• **Directive**:
Using the records provided below, locate and copy each line that contains the word "this".

• **Records shown**:

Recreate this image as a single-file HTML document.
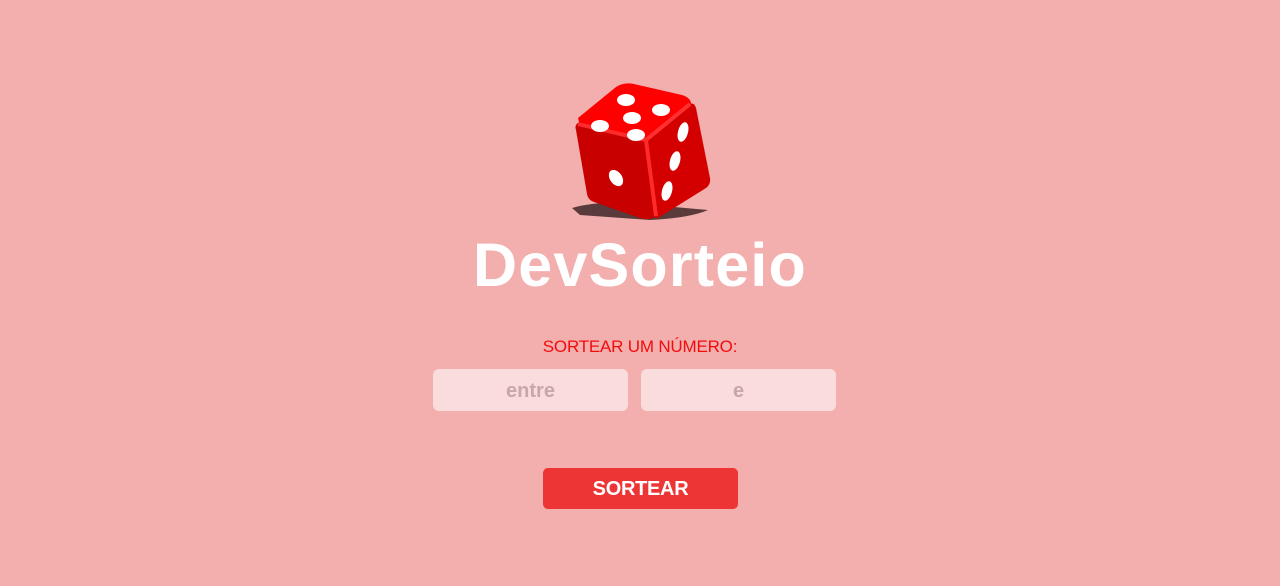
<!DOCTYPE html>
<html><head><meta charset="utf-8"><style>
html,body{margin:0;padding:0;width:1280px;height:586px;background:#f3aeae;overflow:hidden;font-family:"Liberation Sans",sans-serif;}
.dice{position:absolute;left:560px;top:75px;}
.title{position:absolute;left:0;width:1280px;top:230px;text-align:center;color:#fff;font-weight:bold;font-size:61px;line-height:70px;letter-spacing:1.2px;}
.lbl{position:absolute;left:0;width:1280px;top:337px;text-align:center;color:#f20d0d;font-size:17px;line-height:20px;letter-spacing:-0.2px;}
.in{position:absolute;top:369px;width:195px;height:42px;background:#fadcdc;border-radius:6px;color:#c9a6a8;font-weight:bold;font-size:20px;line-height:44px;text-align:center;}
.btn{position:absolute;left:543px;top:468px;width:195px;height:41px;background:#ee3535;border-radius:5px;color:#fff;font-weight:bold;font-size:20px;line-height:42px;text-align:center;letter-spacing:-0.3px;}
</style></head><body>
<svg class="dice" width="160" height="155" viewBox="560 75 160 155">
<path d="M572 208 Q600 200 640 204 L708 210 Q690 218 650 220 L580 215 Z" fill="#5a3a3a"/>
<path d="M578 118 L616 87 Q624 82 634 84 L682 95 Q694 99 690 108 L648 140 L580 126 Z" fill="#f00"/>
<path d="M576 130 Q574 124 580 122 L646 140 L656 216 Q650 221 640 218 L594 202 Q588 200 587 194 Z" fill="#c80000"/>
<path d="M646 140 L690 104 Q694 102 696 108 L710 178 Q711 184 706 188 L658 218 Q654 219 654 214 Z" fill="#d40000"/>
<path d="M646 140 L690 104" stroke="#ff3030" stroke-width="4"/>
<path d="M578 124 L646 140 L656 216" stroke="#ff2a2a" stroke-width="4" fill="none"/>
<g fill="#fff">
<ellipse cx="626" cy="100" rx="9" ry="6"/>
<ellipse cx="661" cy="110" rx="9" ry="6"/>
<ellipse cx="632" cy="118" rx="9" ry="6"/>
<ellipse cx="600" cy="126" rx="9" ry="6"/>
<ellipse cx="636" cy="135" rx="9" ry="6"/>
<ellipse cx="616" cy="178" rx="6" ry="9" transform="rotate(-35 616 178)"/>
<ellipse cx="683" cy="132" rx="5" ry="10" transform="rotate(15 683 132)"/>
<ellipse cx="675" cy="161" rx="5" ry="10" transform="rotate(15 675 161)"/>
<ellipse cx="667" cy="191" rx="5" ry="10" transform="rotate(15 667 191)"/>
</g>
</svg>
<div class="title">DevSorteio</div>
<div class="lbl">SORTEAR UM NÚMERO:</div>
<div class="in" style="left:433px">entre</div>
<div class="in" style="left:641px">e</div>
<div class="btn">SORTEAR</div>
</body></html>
---
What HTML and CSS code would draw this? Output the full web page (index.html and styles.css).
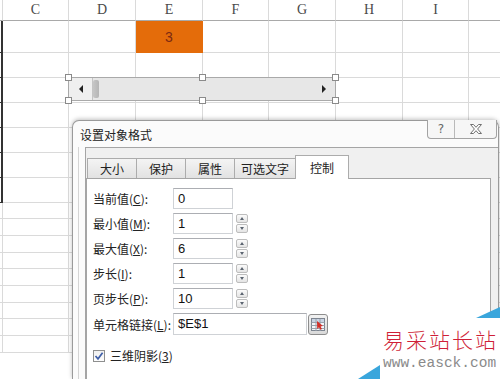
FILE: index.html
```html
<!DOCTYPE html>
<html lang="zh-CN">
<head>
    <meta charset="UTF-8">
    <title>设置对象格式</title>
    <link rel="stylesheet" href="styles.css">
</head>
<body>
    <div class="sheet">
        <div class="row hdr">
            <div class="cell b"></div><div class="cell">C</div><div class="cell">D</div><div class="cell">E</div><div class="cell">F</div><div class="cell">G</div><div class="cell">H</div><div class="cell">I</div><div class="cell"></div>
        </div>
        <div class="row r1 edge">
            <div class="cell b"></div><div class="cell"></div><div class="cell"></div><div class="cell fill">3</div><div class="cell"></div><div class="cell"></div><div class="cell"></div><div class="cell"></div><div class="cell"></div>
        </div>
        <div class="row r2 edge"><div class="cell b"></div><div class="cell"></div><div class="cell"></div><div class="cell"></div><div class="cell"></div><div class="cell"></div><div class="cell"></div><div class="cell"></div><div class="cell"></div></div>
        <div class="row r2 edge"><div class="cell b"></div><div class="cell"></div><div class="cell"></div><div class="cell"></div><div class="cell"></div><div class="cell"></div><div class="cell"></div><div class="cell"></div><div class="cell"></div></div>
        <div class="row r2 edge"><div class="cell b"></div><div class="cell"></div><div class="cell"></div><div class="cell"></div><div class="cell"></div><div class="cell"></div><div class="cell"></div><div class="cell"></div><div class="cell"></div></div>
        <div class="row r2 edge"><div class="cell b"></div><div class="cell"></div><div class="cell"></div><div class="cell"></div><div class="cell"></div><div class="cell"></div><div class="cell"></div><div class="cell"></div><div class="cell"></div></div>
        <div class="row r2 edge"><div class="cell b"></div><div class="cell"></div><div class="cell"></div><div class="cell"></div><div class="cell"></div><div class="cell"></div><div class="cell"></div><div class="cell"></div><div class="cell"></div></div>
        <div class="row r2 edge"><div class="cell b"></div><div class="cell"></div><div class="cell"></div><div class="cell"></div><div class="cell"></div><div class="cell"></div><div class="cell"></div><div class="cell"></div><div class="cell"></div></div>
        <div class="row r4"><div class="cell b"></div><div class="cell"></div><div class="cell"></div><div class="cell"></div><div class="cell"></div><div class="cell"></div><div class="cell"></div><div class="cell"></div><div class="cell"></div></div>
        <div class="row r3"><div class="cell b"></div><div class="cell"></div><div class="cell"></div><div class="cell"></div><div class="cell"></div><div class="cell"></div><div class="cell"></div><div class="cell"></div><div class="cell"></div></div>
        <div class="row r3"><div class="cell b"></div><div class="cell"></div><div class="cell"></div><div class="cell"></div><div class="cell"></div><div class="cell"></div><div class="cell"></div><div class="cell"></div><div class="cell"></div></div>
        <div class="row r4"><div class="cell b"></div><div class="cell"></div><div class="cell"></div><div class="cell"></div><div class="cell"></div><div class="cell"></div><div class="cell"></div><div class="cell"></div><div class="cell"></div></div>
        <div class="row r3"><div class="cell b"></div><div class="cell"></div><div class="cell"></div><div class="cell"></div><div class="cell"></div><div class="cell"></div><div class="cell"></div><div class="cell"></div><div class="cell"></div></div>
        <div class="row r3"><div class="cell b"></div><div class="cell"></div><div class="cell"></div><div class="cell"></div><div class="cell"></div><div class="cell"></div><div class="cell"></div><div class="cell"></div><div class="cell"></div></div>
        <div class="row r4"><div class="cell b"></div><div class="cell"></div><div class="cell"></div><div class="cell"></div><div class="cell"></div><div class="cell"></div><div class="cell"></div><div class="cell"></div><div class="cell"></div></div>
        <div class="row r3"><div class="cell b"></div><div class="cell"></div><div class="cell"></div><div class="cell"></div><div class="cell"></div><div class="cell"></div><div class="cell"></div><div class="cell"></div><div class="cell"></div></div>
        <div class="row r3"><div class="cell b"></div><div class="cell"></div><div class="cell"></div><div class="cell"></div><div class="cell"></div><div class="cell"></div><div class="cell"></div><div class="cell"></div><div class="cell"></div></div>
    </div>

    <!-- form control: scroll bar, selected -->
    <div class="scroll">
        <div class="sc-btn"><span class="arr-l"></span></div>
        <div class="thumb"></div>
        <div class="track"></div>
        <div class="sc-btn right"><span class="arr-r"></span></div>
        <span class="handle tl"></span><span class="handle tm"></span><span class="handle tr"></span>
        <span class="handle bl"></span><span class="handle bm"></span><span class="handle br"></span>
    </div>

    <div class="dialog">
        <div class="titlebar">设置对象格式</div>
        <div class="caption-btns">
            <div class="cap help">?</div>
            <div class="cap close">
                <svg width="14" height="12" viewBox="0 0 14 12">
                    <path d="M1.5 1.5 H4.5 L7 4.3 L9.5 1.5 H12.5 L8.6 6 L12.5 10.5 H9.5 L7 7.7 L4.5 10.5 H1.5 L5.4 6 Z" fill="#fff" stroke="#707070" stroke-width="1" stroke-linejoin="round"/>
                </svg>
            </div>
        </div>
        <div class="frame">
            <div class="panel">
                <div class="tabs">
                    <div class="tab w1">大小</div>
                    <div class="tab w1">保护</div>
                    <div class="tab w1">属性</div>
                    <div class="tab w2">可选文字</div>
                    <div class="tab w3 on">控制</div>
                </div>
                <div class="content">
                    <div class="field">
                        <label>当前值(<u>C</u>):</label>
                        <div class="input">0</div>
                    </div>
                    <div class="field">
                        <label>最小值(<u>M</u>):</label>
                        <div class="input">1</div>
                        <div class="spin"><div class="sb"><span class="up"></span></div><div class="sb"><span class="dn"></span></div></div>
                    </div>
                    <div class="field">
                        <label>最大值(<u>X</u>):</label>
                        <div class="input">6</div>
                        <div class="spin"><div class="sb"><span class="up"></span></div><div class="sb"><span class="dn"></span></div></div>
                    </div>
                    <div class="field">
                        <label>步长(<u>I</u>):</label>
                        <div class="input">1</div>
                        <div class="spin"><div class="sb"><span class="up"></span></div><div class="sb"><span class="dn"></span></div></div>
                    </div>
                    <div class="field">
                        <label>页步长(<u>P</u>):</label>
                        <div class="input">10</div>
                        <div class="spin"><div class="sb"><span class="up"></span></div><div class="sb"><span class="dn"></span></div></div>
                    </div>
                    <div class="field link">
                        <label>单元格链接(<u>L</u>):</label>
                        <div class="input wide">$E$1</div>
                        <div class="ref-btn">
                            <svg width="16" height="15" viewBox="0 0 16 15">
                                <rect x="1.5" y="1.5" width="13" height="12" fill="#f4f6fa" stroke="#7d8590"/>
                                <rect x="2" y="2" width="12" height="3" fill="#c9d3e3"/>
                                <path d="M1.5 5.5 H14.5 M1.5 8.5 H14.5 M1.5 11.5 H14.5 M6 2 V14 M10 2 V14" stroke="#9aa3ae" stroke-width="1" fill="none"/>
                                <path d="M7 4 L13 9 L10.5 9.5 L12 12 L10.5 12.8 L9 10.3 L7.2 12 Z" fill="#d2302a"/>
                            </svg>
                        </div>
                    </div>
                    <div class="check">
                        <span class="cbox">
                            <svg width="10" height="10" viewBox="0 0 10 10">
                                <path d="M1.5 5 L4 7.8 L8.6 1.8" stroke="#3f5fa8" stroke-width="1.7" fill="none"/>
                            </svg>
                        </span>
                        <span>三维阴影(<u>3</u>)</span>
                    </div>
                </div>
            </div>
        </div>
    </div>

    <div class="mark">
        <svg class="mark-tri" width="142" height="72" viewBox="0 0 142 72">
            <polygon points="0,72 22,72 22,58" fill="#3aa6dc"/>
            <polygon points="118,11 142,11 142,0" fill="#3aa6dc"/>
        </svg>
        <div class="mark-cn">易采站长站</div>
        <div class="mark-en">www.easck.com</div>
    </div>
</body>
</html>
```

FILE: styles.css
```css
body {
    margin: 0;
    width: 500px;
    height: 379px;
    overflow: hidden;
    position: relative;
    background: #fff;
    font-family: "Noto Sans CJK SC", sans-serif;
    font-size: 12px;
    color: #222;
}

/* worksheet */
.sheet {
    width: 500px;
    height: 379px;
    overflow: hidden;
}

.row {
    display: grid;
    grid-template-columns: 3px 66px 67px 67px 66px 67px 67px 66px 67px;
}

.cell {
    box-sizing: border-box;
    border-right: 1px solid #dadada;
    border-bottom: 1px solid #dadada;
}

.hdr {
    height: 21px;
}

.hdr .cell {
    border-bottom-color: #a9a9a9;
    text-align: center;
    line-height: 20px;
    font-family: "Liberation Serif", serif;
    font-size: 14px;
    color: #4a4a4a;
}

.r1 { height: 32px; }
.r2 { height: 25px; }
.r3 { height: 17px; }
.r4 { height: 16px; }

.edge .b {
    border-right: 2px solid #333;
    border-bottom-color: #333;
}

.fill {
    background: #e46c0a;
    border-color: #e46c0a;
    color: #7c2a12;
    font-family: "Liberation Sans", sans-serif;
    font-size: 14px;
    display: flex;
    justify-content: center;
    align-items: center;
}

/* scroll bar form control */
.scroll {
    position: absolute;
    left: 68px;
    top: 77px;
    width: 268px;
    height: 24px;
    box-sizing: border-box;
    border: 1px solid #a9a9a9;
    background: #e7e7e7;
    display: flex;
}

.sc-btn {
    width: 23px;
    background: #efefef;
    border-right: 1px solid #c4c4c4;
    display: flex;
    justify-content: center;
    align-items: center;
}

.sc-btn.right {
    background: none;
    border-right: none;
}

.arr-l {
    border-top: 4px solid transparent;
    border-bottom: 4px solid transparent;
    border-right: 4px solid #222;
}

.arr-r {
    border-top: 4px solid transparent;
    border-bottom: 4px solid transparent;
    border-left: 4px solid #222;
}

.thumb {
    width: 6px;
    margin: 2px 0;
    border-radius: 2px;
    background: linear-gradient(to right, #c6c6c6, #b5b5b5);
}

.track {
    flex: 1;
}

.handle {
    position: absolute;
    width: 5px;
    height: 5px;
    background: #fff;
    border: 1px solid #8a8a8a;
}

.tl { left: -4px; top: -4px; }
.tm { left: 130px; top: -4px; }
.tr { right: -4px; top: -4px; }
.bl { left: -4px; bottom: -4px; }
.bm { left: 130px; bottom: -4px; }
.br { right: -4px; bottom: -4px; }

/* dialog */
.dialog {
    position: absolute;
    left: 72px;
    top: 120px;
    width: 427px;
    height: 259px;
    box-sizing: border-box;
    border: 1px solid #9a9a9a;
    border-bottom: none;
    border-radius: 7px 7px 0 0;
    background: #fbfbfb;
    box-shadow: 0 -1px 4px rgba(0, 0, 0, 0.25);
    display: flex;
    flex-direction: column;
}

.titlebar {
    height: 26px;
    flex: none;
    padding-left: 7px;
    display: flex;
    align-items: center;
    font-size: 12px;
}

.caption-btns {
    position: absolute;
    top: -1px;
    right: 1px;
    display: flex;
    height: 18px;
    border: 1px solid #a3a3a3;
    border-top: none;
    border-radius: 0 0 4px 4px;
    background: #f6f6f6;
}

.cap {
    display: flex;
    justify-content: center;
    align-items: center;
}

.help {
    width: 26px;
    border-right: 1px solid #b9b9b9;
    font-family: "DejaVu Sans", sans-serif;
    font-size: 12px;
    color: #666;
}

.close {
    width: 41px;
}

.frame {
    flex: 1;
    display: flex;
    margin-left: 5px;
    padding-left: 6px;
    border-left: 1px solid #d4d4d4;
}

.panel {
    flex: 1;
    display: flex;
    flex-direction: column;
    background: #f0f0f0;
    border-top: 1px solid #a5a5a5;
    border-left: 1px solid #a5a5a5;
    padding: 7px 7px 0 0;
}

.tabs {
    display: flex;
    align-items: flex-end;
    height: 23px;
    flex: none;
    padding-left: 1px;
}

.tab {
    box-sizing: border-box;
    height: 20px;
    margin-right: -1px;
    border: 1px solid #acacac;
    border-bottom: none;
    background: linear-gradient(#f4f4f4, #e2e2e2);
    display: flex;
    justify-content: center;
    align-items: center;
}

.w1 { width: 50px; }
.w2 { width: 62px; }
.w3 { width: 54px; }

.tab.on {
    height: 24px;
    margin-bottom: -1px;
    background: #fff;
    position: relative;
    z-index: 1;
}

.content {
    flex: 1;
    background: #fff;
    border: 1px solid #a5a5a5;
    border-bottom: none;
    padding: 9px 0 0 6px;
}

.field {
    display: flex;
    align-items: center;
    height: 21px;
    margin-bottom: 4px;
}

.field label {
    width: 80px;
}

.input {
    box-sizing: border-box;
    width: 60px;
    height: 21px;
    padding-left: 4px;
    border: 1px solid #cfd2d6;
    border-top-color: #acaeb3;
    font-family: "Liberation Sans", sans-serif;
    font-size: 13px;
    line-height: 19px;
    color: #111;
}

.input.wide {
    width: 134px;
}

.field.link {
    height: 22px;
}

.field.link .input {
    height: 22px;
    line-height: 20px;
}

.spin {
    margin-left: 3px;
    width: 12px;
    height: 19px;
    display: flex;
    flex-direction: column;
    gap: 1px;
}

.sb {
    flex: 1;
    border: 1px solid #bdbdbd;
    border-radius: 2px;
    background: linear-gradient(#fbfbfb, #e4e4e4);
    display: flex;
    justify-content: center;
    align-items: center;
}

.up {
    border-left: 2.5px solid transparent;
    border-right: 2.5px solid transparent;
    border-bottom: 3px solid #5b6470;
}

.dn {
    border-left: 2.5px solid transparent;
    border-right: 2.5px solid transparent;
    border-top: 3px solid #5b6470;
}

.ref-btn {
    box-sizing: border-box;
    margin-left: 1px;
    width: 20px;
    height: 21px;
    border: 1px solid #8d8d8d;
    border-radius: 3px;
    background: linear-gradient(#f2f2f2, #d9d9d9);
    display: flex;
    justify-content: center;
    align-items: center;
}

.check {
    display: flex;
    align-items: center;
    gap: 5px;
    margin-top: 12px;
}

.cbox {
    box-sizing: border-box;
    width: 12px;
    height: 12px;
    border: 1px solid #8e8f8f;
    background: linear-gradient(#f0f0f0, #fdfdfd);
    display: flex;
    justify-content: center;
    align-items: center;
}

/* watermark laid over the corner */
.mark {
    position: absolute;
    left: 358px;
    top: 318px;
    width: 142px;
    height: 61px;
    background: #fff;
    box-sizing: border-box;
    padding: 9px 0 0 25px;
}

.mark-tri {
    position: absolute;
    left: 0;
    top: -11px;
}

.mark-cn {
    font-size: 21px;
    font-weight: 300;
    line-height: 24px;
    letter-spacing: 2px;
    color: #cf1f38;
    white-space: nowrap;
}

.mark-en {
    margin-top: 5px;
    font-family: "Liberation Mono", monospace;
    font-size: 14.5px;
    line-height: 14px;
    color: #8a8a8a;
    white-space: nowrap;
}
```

• **Correct answer**:
Recreate this image as a single-file HTML document.
What HTML and CSS code would draw this? Output the full web page (index.html and styles.css).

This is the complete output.